Once you know when to plant creeping phlox, you can go ahead and get it going but be sure to wait until the soil is warm enough before planting.

Creeping Phlox (Phlox subulata) is a common plant that produces a colorful spring carpet of soft pastel hues.  They are easy-to-grow perennials that come back consistently every season.  Little care and maintenance are needed for this plant.

Growing creeping phlox over a rockery or in tough soil provides a carefree ground cover or cascading plant.

Phlox Types

The creeping phlox comes in two forms – garden phlox (phlox paniculata) and creeping phlox (phlox subulata).  These two types produce fragrant blooms that attract a variety of pollinators that include hummingbirds and butterflies.

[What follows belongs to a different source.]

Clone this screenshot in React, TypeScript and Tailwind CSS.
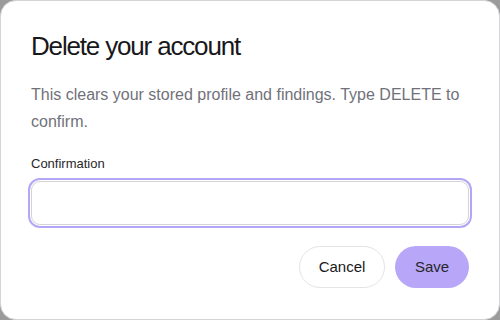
import React from "react";

export default function App() {
  return (
    <div className="w-[500px] h-[320px] bg-[#9b9b9b]" style={{ fontFamily: '"Liberation Sans", Arial, sans-serif' }}>
      <div className="w-full h-full bg-white rounded-[16px] border border-[#d4d4d8] px-[30px] pt-[29px] flex flex-col">
        <h1 className="text-[26px] leading-[32px] tracking-[-0.045em] text-[#18181b]">Delete your account</h1>
        <p className="mt-[19px] text-[16px] leading-[27px] text-[#71717a]">
          This clears your stored profile and findings. Type DELETE to confirm.
        </p>
        <label className="mt-[20px] text-[13px] leading-[18px] text-[#27272a]">Confirmation</label>
        <input
          className="mt-[8px] h-[44px] w-full rounded-[9px] border border-[#d4d4d8] bg-white outline-none ring-2 ring-[#b4a5f6] ring-offset-1 px-3 text-[15px]"
          type="text"
        />
        <div className="mt-[21px] flex justify-end gap-[10px]">
          <button className="h-[42px] w-[86px] rounded-full border border-[#e4e4e7] bg-white text-[15px] text-[#18181b]">
            Cancel
          </button>
          <button className="h-[42px] w-[74px] rounded-full bg-[#b8a6f8] text-[15px] text-[#27272a]">
            Save
          </button>
        </div>
      </div>
    </div>
  );
}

  • Garden Phlox – This is an upright fragrant flower that grows to about 3 feet tall.  It blooms in the mid-summer producing large flower clusters that have a light pleasant fragrance.  It blooms in mid-summer and makes a lovely addition to summer bouquets.  It is a great addition to cottage garden landscapes, cutting gardens, and pollinator gardens.

  • Creeping Phlox – This is a low-growing groundcover with foliage that forms an attractive mat-like structure after the bloom.  This type blooms in spring and looks great when mixed with other spring-blooming bulbs like daffodils, and tulips.  It also does well as edging plants or planted on slopes or stone walls where it can grow and spill over the edges.

Best Time To Plant Creeping Phlox

Creeping phlox can be planted in spring or fall and must be planted immediately after you receive them.

  • Planting In Spring:  If your plant arrives in the spring, keep it moist in the container until your ground is ready for planting.  Hold off on spring planting until the soil is free from melted snow and ice and the soil is warm and ready to work.

  • Planting In Fall:  If you receive your plant in the fall, keep it for few days until it’s ready to plant. But you must watch out not to let the roots dry out.  Be sure to plant a few weeks before your first frost arrives.

This plant requires that you plant it in the right atmosphere for it to thrive.  If you don’t provide it with the right growing conditions, it will not do well.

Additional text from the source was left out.